Source: Journal of Teacher Education, 65(4), September/October 2014, p. 327-339.
(Reviewed by the Portal Team)
In this article, the authors focus on inservice as distinct from preservice teacher education and explore how beginning teachers’ opportunities to learn about mathematics and literacy instruction are supported within elementary schools.
Methods
The participants were 24 elementary schools in two midwestern school districts.
A mixed methodology was used in this exploratory study, including social network and interview data analysis, to examine beginning teachers’ advice- and information-seeking behaviors related to mathematics and literacy.
The findings revealed that formal organizational structures inside schools, specifically grade level teams and formal leadership positions,were important in shaping who beginning teachers sought out for advice and information related to mathematics and literacy instruction.
That colleagues in the same grade level have to teach a particular curriculum in mathematics or literacy, and most preservice teacher preparation programs do not prepare teachers to teach particular curricula.
Thus, turning to colleagues in the same grade who have experience with teaching the prescribed curricula is a reasonable behavior for beginning teachers.

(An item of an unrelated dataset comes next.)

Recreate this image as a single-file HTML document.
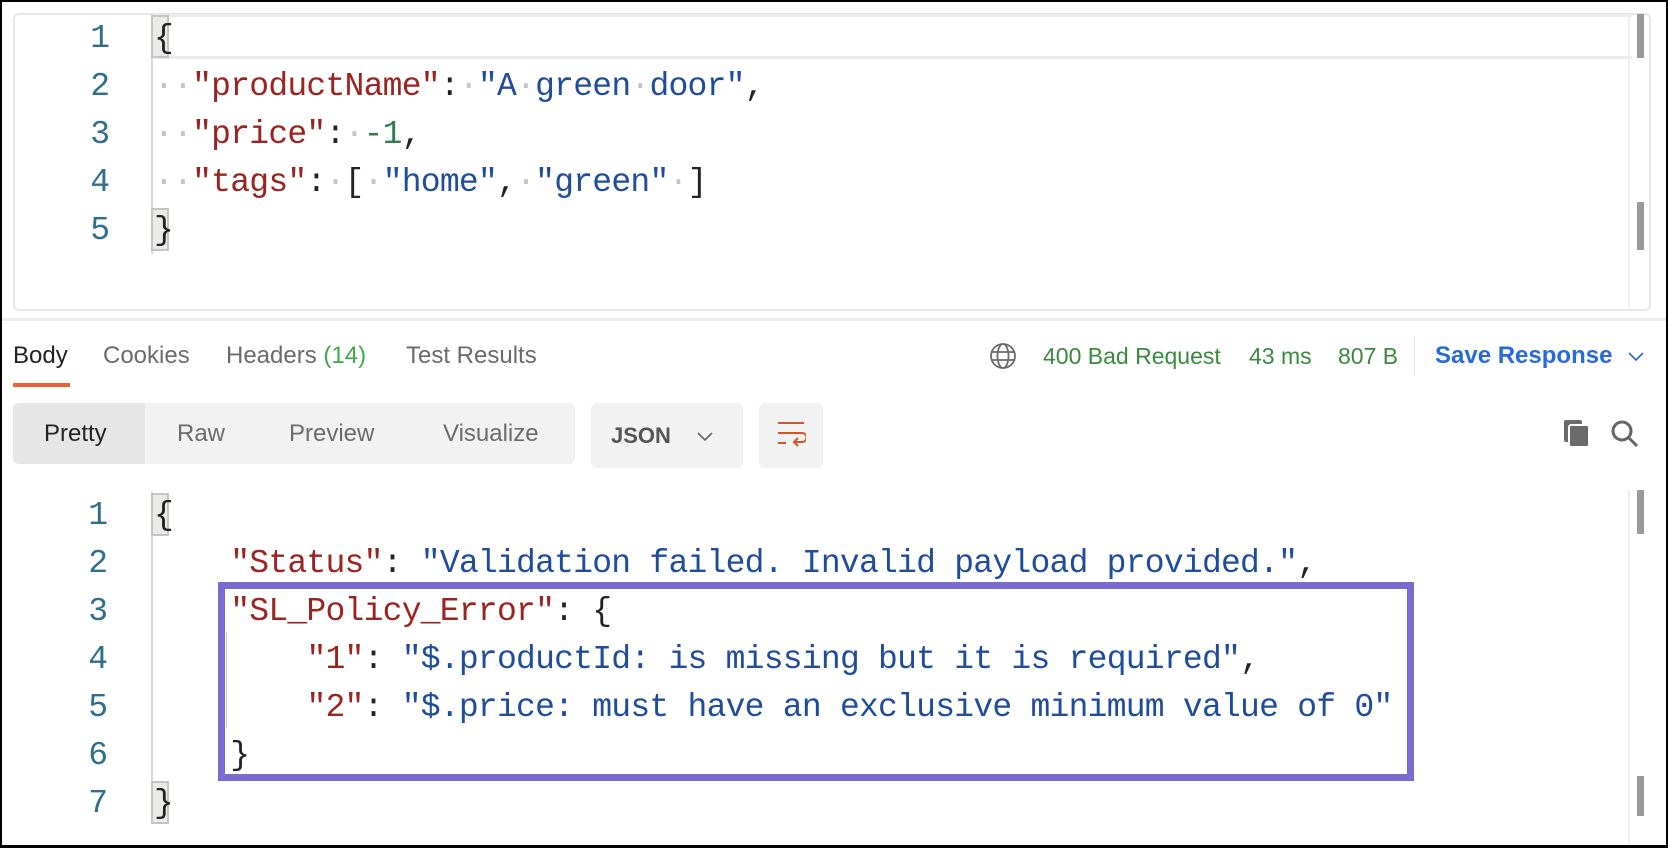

Still, beginning teachers sought out these individuals not because they had to, but because opportunities were structured in a way that they had access to these other teachers, and they chose to ask them for advice and information, especially related to instructional strategies.
The results also identified another aspect of the formal organizational structure as important in beginning teachers’ on-the-job education: formal school leaders.
School principals were engaged in supporting opportunities for beginning teachers’ learning.
These findings suggest that principals themselves are involved in the work of educating elementary teachers in the areas of literacy and mathematics.
Principals worked directly with beginning teachers to provide them with advice and information about mathematics and literacy instruction.
Furthermore, by brokering relations between beginning teachers and other formal leaders, such as instructional coaches, school principals indirectly enabled teacher learning about mathematics and literacy instruction.
These findings have implications for practice and policy.
First, given that school principals play an important role in supporting beginning teachers’ learning, it is important to consider the extent to which school principals are trained in the work of teacher education.
Second, these findings suggest that local school and district policies that support the development of organizational routines among teachers and between teachers and leaders can influence the opportunities that teachers have to learn in their first few years on the job.
Moreover, the creation of formal positions and an investment in leaders’ expertise can shape beginning teachers’ transactive memory in meaningful ways.